En el wéstern siempre hay una impresión que flota en el ambiente: que no se puede innovar, que detrás de cada plano ya hay unas energías y una forma de entender la narrativa que van a condicionar el terreno de juego. No, no es que Jane Campion haya roto el tablero y reinventado el wéstern hasta dejarlo irreconocible, pero sí que es cierto que con El poder del perro se ha metido en un campo complejo, en el que las cosas nunca son lo que parecen y en el que sus arcos argumentales y sus personajes no se mueven por las inmortales convenciones aceptadas por todos dentro del género, sino que se permite explorar una serie de identidades y casuísticas que elevan el nivel de la obra cuanto más se entra en su propuesta temática. Sobre el papel, nada nuevo bajo el sol: Phil y George son dos granjeros acaudalados, hermanos, de personalidad radicalmente opuesta. El primero, interpretado por Benedict Cumberbatch, es inteligente, cruel y mezquino; el segundo, con el rostro de Jesse Plemons, es callado, introvertido y amable. Será cuando el segundo contraiga nupcias con una mujer —Kirsten Dunst— de la que Phil no se fía lo más mínimo y que tiene un hijo «afeminado» que este detesta, que explotará el conflicto. Pues bien, El poder del perro no sigue un esquema reconocible, sino una cocción a fuego lento en la que sus temas van brotando con el paso de los minutos y se van haciendo un hueco a la vez que se va autoexplicando: las pulsiones sexuales, un homoerotismo latente absolutamente magistral en su ejecución —qué mano tiene Campion para decir sin mostrar— que revela el juego íntimo de sus personajes de mano de una oscuridad interior que se va volviendo explícita con el paso de los minutos.
Atrapa poco a poco, a fuego lento, agarrando al espectador como una boa constrictor hasta que ya no puede respirar.

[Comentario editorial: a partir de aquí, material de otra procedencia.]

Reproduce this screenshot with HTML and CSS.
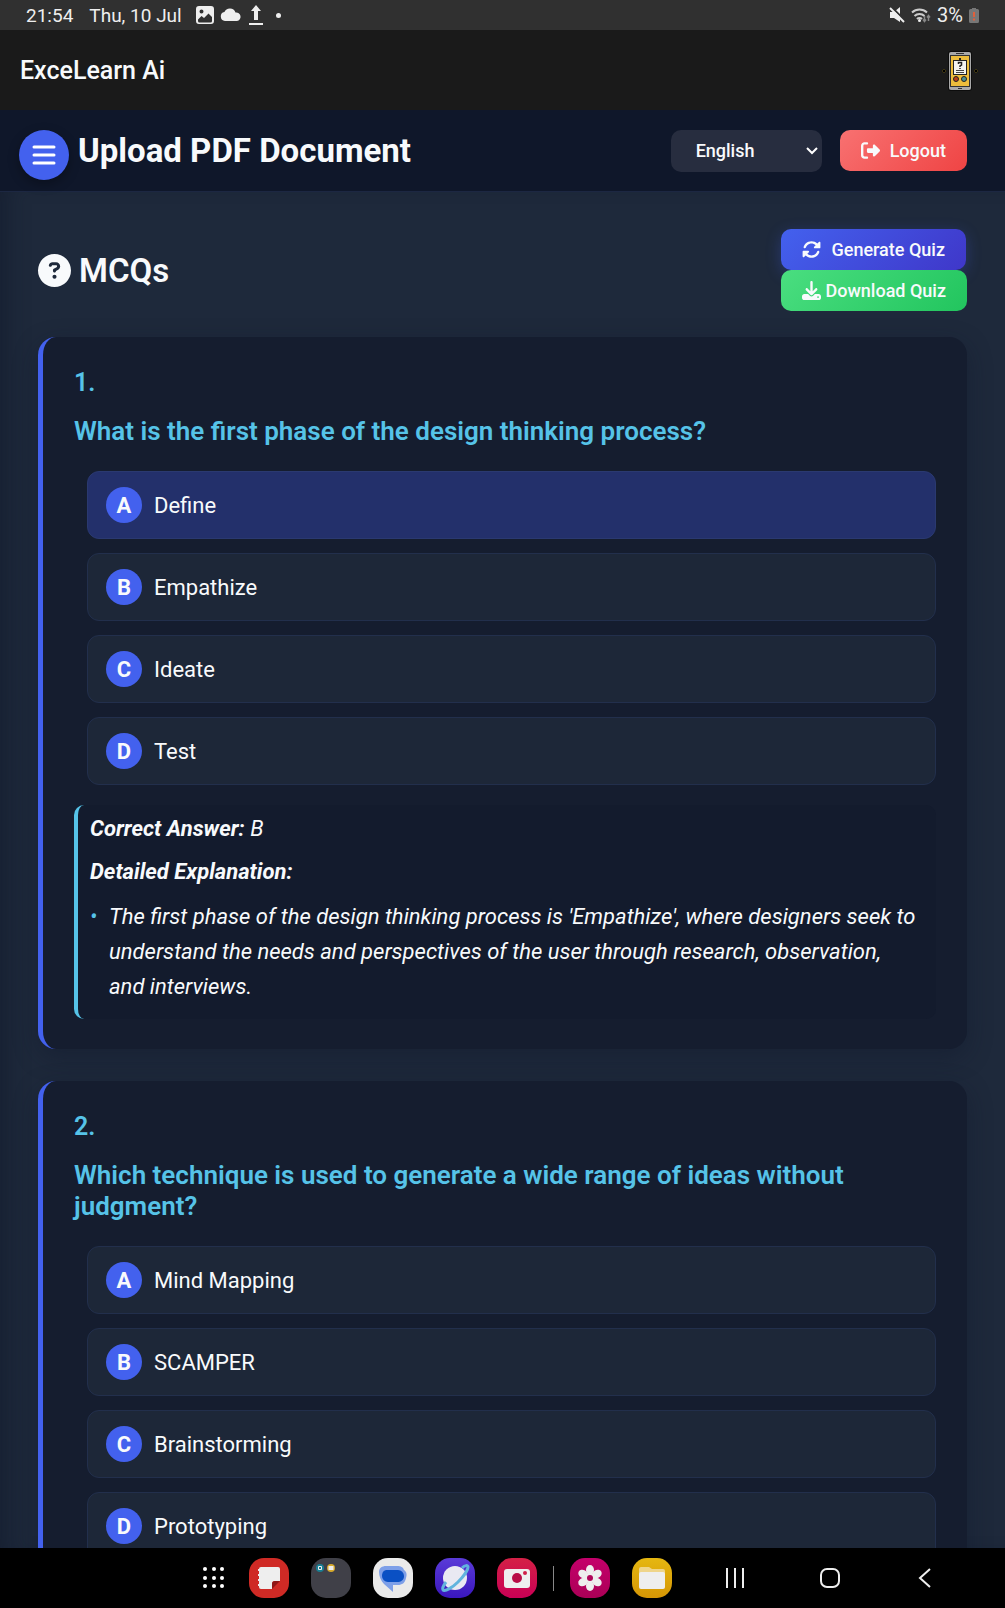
FILE: index.html
```html
<!DOCTYPE html>
<html lang="en">
<head>
    <meta charset="UTF-8">
    <meta name="viewport" content="width=device-width, initial-scale=1.0">
    <title>ExceLearn Ai</title>
    <link rel="stylesheet" href="styles.css">
</head>
<body>

    <!-- Status bar -->
    <div class="status-bar">
        <span>21:54</span>
        <span class="date">Thu, 10 Jul</span>
        <svg width="18" height="18" viewBox="0 0 18 18"><path fill="#eee" fill-rule="evenodd" d="M3 0h12a3 3 0 0 1 3 3v12a3 3 0 0 1-3 3H3a3 3 0 0 1-3-3V3a3 3 0 0 1 3-3zM2 13.500v1.500a1.500 1.500 0 0 0 1.500 1.500h11a1.500 1.500 0 0 0 1.500-1.500V11l-3.500-3.500L8 12l-2.500-2zM5.500 3.500a2 2 0 1 0 0 4 2 2 0 0 0 0-4z"/></svg>
        <svg width="22" height="14" viewBox="0 0 22 14"><path fill="#eee" d="M5 13a4.500 4.500 0 0 1-.6-8.900A6 6 0 0 1 15.500 4.500 4.300 4.300 0 0 1 17 13z"/></svg>
        <svg width="16" height="20" viewBox="0 0 16 20"><path fill="#eee" d="M8 0l5 6h-3v9H6V6H3zM1 18h14v2H1z"/></svg>
        <span class="dot"></span>
        <div class="status-right">
            <svg width="16" height="16" viewBox="0 0 16 16"><path fill="#eee" d="M1 5h4L11 0v15L5 11H1z"/><path stroke="#303030" stroke-width="2" d="M2.500 0L16 13.500"/><path stroke="#eee" stroke-width="2" d="M1 1l14 14"/></svg>
            <svg width="20" height="16" viewBox="0 0 20 16" fill="none"><path stroke="#ccc" stroke-width="2" d="M1 5.500a11 11 0 0 1 15 0M3.500 9a7 7 0 0 1 10 0M6 12a3.500 3.500 0 0 1 5 0"/><circle cx="8.500" cy="13.500" r="1.500" fill="#eee"/><path stroke="#888" stroke-width="1.500" d="M13.500 9v5M12 12.500l1.500 2 1.500-2M17.500 14V9M16 10.500l1.500-2 1.500 2"/></svg>
            <span class="battery">3%</span>
            <svg width="10" height="15" viewBox="0 0 10 15"><path fill="#777" d="M3 0h4v1h1.500A1.500 1.500 0 0 1 10 2.500v11a1.500 1.500 0 0 1-1.500 1.500h-7A1.500 1.500 0 0 1 0 13.500v-11A1.500 1.500 0 0 1 1.500 1H3z"/><path stroke="#e0603c" stroke-width="2" d="M5 4v5M5 10.500v2"/></svg>
        </div>
    </div>

    <!-- App bar -->
    <div class="app-bar">
        <span>ExceLearn Ai</span>
        <svg width="36" height="40" viewBox="0 0 36 40">
            <path fill="#000" stroke="#3d3512" d="M2 18l2 2-2 2-2-2zM34 18l2 2-2 2-2-2z"/>
            <rect x="6" y="0" width="24" height="40" rx="3" fill="#0c0c0c"/>
            <rect x="7" y="1" width="22" height="38" rx="2" fill="#a9a9a9"/>
            <path fill="#333" d="M14 2h8v1h-8zM16 37h4v1h-4zM8 4h20v32H8z"/>
            <rect x="9" y="5" width="18" height="30" fill="#edbd3c"/>
            <path fill="#222" d="M17 7h2v2h6v15H11V9h6z"/>
            <path fill="#f4f4f0" d="M12 10h12v13H12z"/>
            <path fill="none" stroke="#222" stroke-width="1.500" d="M16.500 13v-1.500h3V14L18 15v1M18 17v1"/>
            <path stroke="#444" d="M14 19.500h8M14 21.500h8"/>
            <circle cx="14" cy="28" r="2.500" fill="#b8401c" stroke="#222"/>
            <circle cx="22" cy="28" r="2.500" fill="#4d8f8f" stroke="#222"/>
        </svg>
    </div>

    <!-- Header -->
    <div class="header">
        <button class="menu-btn" aria-label="Menu">
            <svg width="24" height="22" viewBox="0 0 24 22"><path stroke="#fff" stroke-width="3" stroke-linecap="round" d="M2 3h20M2 11h20M2 19h20"/></svg>
        </button>
        <h1>Upload PDF Document</h1>
        <div class="select-wrap">
            <select aria-label="Language">
                <option>English</option>
            </select>
            <svg width="12" height="8" viewBox="0 0 12 8"><path fill="none" stroke="#fff" stroke-width="2" d="M1 1l5 5 5-5"/></svg>
        </div>
        <button class="btn logout">
            <svg width="19" height="19" viewBox="0 0 512 512"><path fill="currentColor" d="M377.900 105.900L500.700 228.700c7.200 7.200 11.300 17.100 11.300 27.300s-4.100 20.100-11.300 27.300L377.900 406.100c-6.400 6.400-15 9.900-24 9.900c-18.700 0-33.900-15.200-33.900-33.900l0-62.100-128 0c-17.700 0-32-14.300-32-32l0-64c0-17.700 14.300-32 32-32l128 0 0-62.100c0-18.700 15.200-33.900 33.900-33.900c9 0 17.600 3.600 24 9.900zM160 96L96 96c-17.700 0-32 14.300-32 32l0 256c0 17.700 14.300 32 32 32l64 0c17.700 0 32 14.300 32 32s-14.300 32-32 32l-64 0c-53 0-96-43-96-96L0 128C0 75 43 32 96 32l64 0c17.700 0 32 14.300 32 32s-14.300 32-32 32z"/></svg>
            Logout
        </button>
    </div>

    <!-- Quiz -->
    <div class="main">
        <div class="quiz-head">
            <h2>
                <svg width="33" height="33" viewBox="0 0 512 512"><path fill="currentColor" d="M256 512A256 256 0 1 0 256 0a256 256 0 1 0 0 512zM169.800 165.300c7.900-22.300 29.100-37.300 52.800-37.300h58.300c34.900 0 63.100 28.300 63.100 63.100c0 22.600-12.100 43.500-31.700 54.800L280 264.400c-.2 13-10.900 23.600-24 23.600c-13.300 0-24-10.700-24-24V250.500c0-8.600 4.600-16.500 12.100-20.800l44.300-25.400c4.700-2.700 7.600-7.700 7.600-13.100c0-8.400-6.800-15.100-15.100-15.100H222.600c-3.400 0-6.400 2.100-7.500 5.300l-.4 1.200c-4.400 12.500-18.200 19-30.600 14.600s-19-18.200-14.600-30.600l.4-1.200zM224 352a32 32 0 1 1 64 0 32 32 0 1 1 -64 0z"/></svg>
                MCQs
            </h2>
            <div class="quiz-actions">
                <button class="btn generate">
                    <svg width="19" height="19" viewBox="0 0 512 512"><path fill="currentColor" d="M142.900 142.900c62.200-62.200 162.700-62.500 225.300-1L327 183c-6.900 6.900-8.900 17.200-5.200 26.200s12.500 14.800 22.200 14.800H472c13.300 0 24-10.700 24-24V72c0-9.700-5.800-18.500-14.800-22.200s-19.300-1.700-26.200 5.200L413.400 96.600c-87.600-86.500-228.700-86.200-315.800 1C73.200 122 55.600 150.700 44.800 181.400c-5.900 16.700 2.900 34.900 19.500 40.800s34.900-2.900 40.800-19.500c7.700-21.800 20.200-42.300 37.800-59.800zM16 312V440c0 9.700 5.800 18.500 14.800 22.200s19.300 1.700 26.200-5.200l41.600-41.600c87.600 86.500 228.700 86.200 315.800-1c24.400-24.400 42.100-53.100 52.900-83.700c5.900-16.700-2.900-34.900-19.500-40.800s-34.900 2.900-40.800 19.500c-7.700 21.800-20.200 42.300-37.800 59.800c-62.200 62.200-162.700 62.500-225.300 1L185 329c6.900-6.900 8.900-17.200 5.200-26.200s-12.500-14.800-22.200-14.800H40c-13.300 0-24 10.700-24 24z"/></svg>
                    Generate Quiz
                </button>
                <button class="btn download">
                    <svg width="19" height="19" viewBox="0 0 512 512"><path fill="currentColor" d="M288 32c0-17.700-14.300-32-32-32s-32 14.300-32 32V274.700l-73.400-73.400c-12.500-12.500-32.800-12.500-45.300 0s-12.500 32.800 0 45.300l128 128c12.500 12.500 32.800 12.500 45.300 0l128-128c12.500-12.500 12.500-32.800 0-45.300s-32.800-12.500-45.300 0L288 274.700V32zM64 352c-35.300 0-64 28.700-64 64v32c0 35.300 28.700 64 64 64H448c35.300 0 64-28.700 64-64V416c0-35.300-28.700-64-64-64H346.500l-45.300 45.300c-25 25-65.500 25-90.500 0L165.500 352H64zm368 56a24 24 0 1 1 0 48 24 24 0 1 1 0-48z"/></svg>
                    Download Quiz
                </button>
            </div>
        </div>

        <div class="card">
            <div class="number">1.</div>
            <h3>What is the first phase of the design thinking process?</h3>
            <div class="options">
                <button class="option selected"><span class="letter">A</span>Define</button>
                <button class="option"><span class="letter">B</span>Empathize</button>
                <button class="option"><span class="letter">C</span>Ideate</button>
                <button class="option"><span class="letter">D</span>Test</button>
            </div>
            <div class="explanation">
                <p><strong>Correct Answer:</strong> B</p>
                <p><strong>Detailed Explanation:</strong></p>
                <ul>
                    <li>The first phase of the design thinking process is 'Empathize', where designers seek to understand the needs and perspectives of the user through research, observation, and interviews.</li>
                </ul>
            </div>
        </div>

        <div class="card">
            <div class="number">2.</div>
            <h3>Which technique is used to generate a wide range of ideas without judgment?</h3>
            <div class="options">
                <button class="option"><span class="letter">A</span>Mind Mapping</button>
                <button class="option"><span class="letter">B</span>SCAMPER</button>
                <button class="option"><span class="letter">C</span>Brainstorming</button>
                <button class="option"><span class="letter">D</span>Prototyping</button>
            </div>
        </div>
    </div>

    <!-- Taskbar -->
    <div class="taskbar">
        <div class="apps">
            <button aria-label="All apps">
                <svg width="22" height="22" viewBox="0 0 22 22" fill="#fff"><circle cx="2" cy="2" r="2"/><circle cx="11" cy="2" r="2"/><circle cx="19" cy="2" r="2"/><circle cx="2" cy="11" r="2"/><circle cx="11" cy="11" r="2"/><circle cx="19" cy="11" r="2"/><circle cx="2" cy="19" r="2"/><circle cx="11" cy="19" r="2"/><circle cx="19" cy="19" r="2"/></svg>
            </button>
            <button class="app notes" aria-label="Notes">
                <svg width="40" height="40" viewBox="0 0 40 40"><path fill="#eee" d="M12 9h17a2 2 0 0 1 2 2v12h-5a3 3 0 0 0-3 3v5H12a2 2 0 0 1-2-2v-1H9v-2h1v-3H9v-2h1v-3H9v-2h1v-3H9v-2h1a2 2 0 0 1 2-2z"/><path fill="#8f1616" d="M23 31v-5a3 3 0 0 1 3-3h5z"/></svg>
            </button>
            <button class="app folder" aria-label="Folder">
                <svg width="40" height="40" viewBox="0 0 40 40"><circle cx="9" cy="10" r="4" fill="#187d92"/><path fill="none" stroke="#eee" d="M7.500 8.500h3v3h-3z"/><circle cx="20" cy="10" r="4" fill="#d5a82c"/><path fill="#eee" d="M17.500 8h5v4h-5z"/></svg>
            </button>
            <button class="app messages" aria-label="Messages">
                <svg width="40" height="40" viewBox="0 0 40 40"><path fill="#7d9fe8" d="M13 8h11c4 0 6 1 7 4 3 2 3 5 2 8-1 5-4 7-8 7h-5v7l-9-8C8 23 6 18 6 14c0-4 3-6 7-6z"/><path fill="#0a50c4" d="M14 12h11a6 6 0 0 1 6 6c0 4-3 6-7 6H15a6 6 0 0 1-6-6c0-4 2-6 5-6z"/></svg>
            </button>
            <button class="app internet" aria-label="Internet">
                <svg width="40" height="40" viewBox="0 0 40 40"><circle cx="20" cy="20" r="12" fill="#e9e9f2"/><path fill="none" stroke="#62b4de" stroke-width="3" d="M27 10c3-3 6-3 6-1 0 3-5 10-10 15S10 34 8 32c-1-1 0-4 3-8"/></svg>
            </button>
            <button class="app camera" aria-label="Camera">
                <svg width="40" height="40" viewBox="0 0 40 40"><rect x="7" y="11" width="26" height="19" rx="3" fill="#eee"/><circle cx="20" cy="20" r="5" fill="#b80d46"/><circle cx="28" cy="15" r="2" fill="#cf1f48"/></svg>
            </button>
            <span class="divider"></span>
            <button class="app gallery" aria-label="Gallery">
                <svg width="40" height="40" viewBox="0 0 40 40" fill="#eee"><ellipse cx="20" cy="12" rx="4" ry="5"/><ellipse cx="20" cy="12" rx="4" ry="5" transform="rotate(60 20 20)"/><ellipse cx="20" cy="12" rx="4" ry="5" transform="rotate(120 20 20)"/><ellipse cx="20" cy="12" rx="4" ry="5" transform="rotate(180 20 20)"/><ellipse cx="20" cy="12" rx="4" ry="5" transform="rotate(240 20 20)"/><ellipse cx="20" cy="12" rx="4" ry="5" transform="rotate(300 20 20)"/><circle cx="20" cy="20" r="5"/><circle cx="20" cy="20" r="3" fill="#b0065a"/></svg>
            </button>
            <button class="app files" aria-label="My Files">
                <svg width="40" height="40" viewBox="0 0 40 40"><path fill="#efd58a" d="M9 9h8l3 2h11a2 2 0 0 1 2 2v4H7v-6a2 2 0 0 1 2-2z"/><rect x="7" y="14" width="26" height="17" rx="2" fill="#eee"/></svg>
            </button>
        </div>
        <div class="nav-keys">
            <button aria-label="Recents"><svg width="20" height="20" viewBox="0 0 20 20"><path stroke="#eee" stroke-width="2" d="M2 0v20M10 0v20M18 0v20"/></svg></button>
            <button aria-label="Home"><svg width="20" height="20" viewBox="0 0 20 20"><rect x="1" y="1" width="18" height="18" rx="6" fill="none" stroke="#eee" stroke-width="2"/></svg></button>
            <button aria-label="Back"><svg width="20" height="20" viewBox="0 0 20 20"><path fill="none" stroke="#eee" stroke-width="2" d="M15 1l-10 9 10 9"/></svg></button>
        </div>
    </div>

</body>
</html>
```
FILE: styles.css
```css
/* General styles */
* {
    box-sizing: border-box;
}
body {
    font-family: Roboto, sans-serif;
    margin: 0;
    height: 100vh;
    display: flex;
    flex-direction: column;
    overflow: hidden;
    background-color: #1e293b;
    color: #f8fafc;
}
button, select {
    font-family: inherit;
    color: inherit;
    border: none;
    cursor: pointer;
}
h1, h2, h3, p, ul {
    margin: 0;
    padding: 0;
}
svg {
    display: block;
    flex-shrink: 0;
}

/* Status bar */
.status-bar {
    flex: none;
    display: flex;
    align-items: center;
    gap: 6px;
    height: 30px;
    padding: 0 26px;
    background-color: #303030;
    color: #eee;
    font-size: 19px;
}
.date {
    margin: 0 8px 0 10px;
}
.dot {
    width: 5px;
    height: 5px;
    margin-left: 6px;
    border-radius: 50%;
    background-color: #eee;
}
.status-right {
    display: flex;
    align-items: center;
    gap: 6px;
    margin-left: auto;
}
.battery {
    font-size: 20px;
}

/* App bar */
.app-bar {
    flex: none;
    display: flex;
    align-items: center;
    justify-content: space-between;
    height: 80px;
    padding: 1px 27px 0 20px;
    background-color: #1a1a1a;
    font-size: 25px;
    font-weight: 500;
}

/* Header */
.header {
    flex: none;
    display: flex;
    align-items: center;
    height: 82px;
    padding: 0 38px 0 19px;
    background-color: #0f172a;
    border-bottom: 1px solid #1c2742;
}
.menu-btn {
    display: flex;
    align-items: center;
    justify-content: center;
    width: 50px;
    height: 50px;
    margin-top: 8px;
    padding: 0;
    border-radius: 50%;
    background-color: #4361ee;
    box-shadow: 0 4px 12px rgba(0, 0, 0, 0.3);
}
h1 {
    margin-left: 9px;
    font-size: 33px;
    font-weight: 700;
}
.select-wrap {
    display: grid;
    align-items: center;
    margin-left: auto;
    margin-right: 18px;
}
.select-wrap select, .select-wrap svg {
    grid-area: 1 / 1;
}
.select-wrap svg {
    justify-self: end;
    margin-right: 4px;
    pointer-events: none;
}
select {
    appearance: none;
    width: 151px;
    height: 42px;
    padding: 0 25px;
    border-radius: 10px;
    background-color: #272d3f;
    font-size: 18px;
    font-weight: 500;
}

/* Buttons */
.btn {
    display: flex;
    align-items: center;
    height: 41px;
    padding: 0 21px;
    border-radius: 10px;
    font-size: 18px;
    font-weight: 500;
}
.logout {
    gap: 10px;
    background: linear-gradient(135deg, #f87171, #ef4444);
}
.generate {
    gap: 10px;
    background: linear-gradient(135deg, #4361ee, #3f37c9);
    box-shadow: 0 4px 15px rgba(67, 97, 238, 0.3);
}
.download {
    gap: 4px;
    background: linear-gradient(135deg, #4ade80, #22c55e);
}

/* Quiz section */
.main {
    flex: 1;
    min-height: 0;
    overflow: hidden;
    padding: 37px 38px 0;
    box-shadow: inset 20px 0 20px -12px rgba(15, 23, 42, 0.5);
}
.quiz-head {
    display: flex;
    align-items: center;
    justify-content: space-between;
    margin-bottom: 26px;
}
h2 {
    display: flex;
    align-items: center;
    gap: 8px;
    font-size: 33px;
    font-weight: 600;
}
.quiz-actions {
    display: flex;
    flex-direction: column;
    align-items: flex-start;
}
.card {
    margin-bottom: 32px;
    padding: 30px 31px;
    border-left: 5px solid #4361ee;
    border-radius: 18px;
    background-color: #151d2f;
    box-shadow: 0 8px 24px rgba(15, 23, 42, 0.4);
}
.number, h3 {
    color: #56c3e8;
    font-size: 26px;
    font-weight: 600;
    line-height: 31px;
}
.number {
    margin-bottom: 18px;
    font-size: 25px;
}
.options {
    display: flex;
    flex-direction: column;
    gap: 14px;
    margin: 24px 0 20px 13px;
}
.option {
    display: flex;
    align-items: center;
    gap: 12px;
    height: 68px;
    padding: 0 18px;
    border: 1px solid #222f4c;
    border-radius: 12px;
    background-color: #1d2738;
    font-size: 22px;
}
.option.selected {
    border-color: #2a3970;
    background-color: #23306b;
}
.letter {
    display: flex;
    align-items: center;
    justify-content: center;
    width: 36px;
    height: 36px;
    border-radius: 50%;
    background-color: #4361ee;
    font-weight: 700;
}

/* Explanation */
.explanation {
    padding: 6px 17px 15px 12px;
    border-left: 4px solid #56c3e8;
    border-radius: 10px;
    background-color: #131b2d;
    font-size: 22px;
    font-style: italic;
    line-height: 35px;
}
.explanation p {
    margin-bottom: 8px;
}
.explanation ul {
    margin-top: 10px;
    list-style: none;
}
.explanation li {
    position: relative;
    padding-left: 19px;
}
.explanation li::before {
    content: "•";
    position: absolute;
    left: 0;
    color: #56c3e8;
    font-size: 22px;
}

/* Taskbar */
.taskbar {
    flex: none;
    display: flex;
    align-items: center;
    justify-content: space-between;
    height: 60px;
    padding: 0 70px 0 203px;
    background-color: #000;
}
.taskbar button {
    padding: 0;
    background-color: transparent;
}
.apps {
    display: flex;
    align-items: center;
    gap: 22px;
}
.taskbar .app {
    width: 40px;
    height: 40px;
    border-radius: 15px;
}
.taskbar .notes {
    margin-left: 2px;
    background-color: #cf2a25;
}
.taskbar .folder {
    background-color: #404048;
}
.taskbar .messages {
    background-color: #eaeaea;
}
.taskbar .internet {
    background: linear-gradient(#5a3bd8, #3a16bd);
}
.taskbar .camera {
    background: linear-gradient(#d42046, #c90055);
}
.taskbar .gallery {
    background: linear-gradient(#c4006b, #ab0057);
}
.taskbar .files {
    background: linear-gradient(#e5b711, #d69605);
}
.divider {
    width: 1px;
    height: 25px;
    margin: 0 -6px;
    background-color: #888;
}
.nav-keys {
    display: flex;
    gap: 75px;
}
```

Usando los pequeños detalles como arma arrojadiza —el trenzado de la cuerda, por ejemplo—, la cineasta neozelandesa va construyendo diminutos símbolos que sitúan al espectador en la posición de desconocer el significado real, el alcance de cada recoveco de El poder del perro, pero al estar construido sobre un suelo narrativo en el que la dramaturgia se genera a base de temperamento y carácter, no de hechos y puntos de inflexión, se convierte en una pieza muy atmosférica en lo estilístico, que reduce a unos pocos eventos clave de su tiempo diegético la comprensión de su totalidad, dejando en el imaginario, en el subtexto, todas las pulsiones y deseos ocultos, todas las iras y los pensamientos impronunciables, todos los hechos pasados que no podemos más que imaginar en ausencia total de un contexto claro. Esto, por supuesto, no sería posible sin un trabajo de interpretación tan detallado como el de Benedict Cumberbatch, Kirsten Dunst y Kodi Smit-McPhee, que componen un improbable triángulo que se retroalimenta sin apenas intercambiarse o alternarse en pantalla, que no necesita densas líneas de diálogo para establecer una relación simbiótica en la que se crean una lazos de dependencia de total extrañeza y, sobra decirlo, completamente desadaptados y abiertamente hostiles que dan forma al núcleo real de El poder del perro: las relaciones por encima de todo, la baja tensión, lo inenarrable como alimento para la conducta y la animosidad como reacción primaria a la negación y la supresión de los deseos inconfesables. Es una película, la de Jane Campion, que convence poco a poco, a fuego lento y con el paso de los minutos y los capítulos, agarrando al espectador como una boa constrictor hasta que ya no puede respirar. Como si fuéramos la rana dentro de la olla.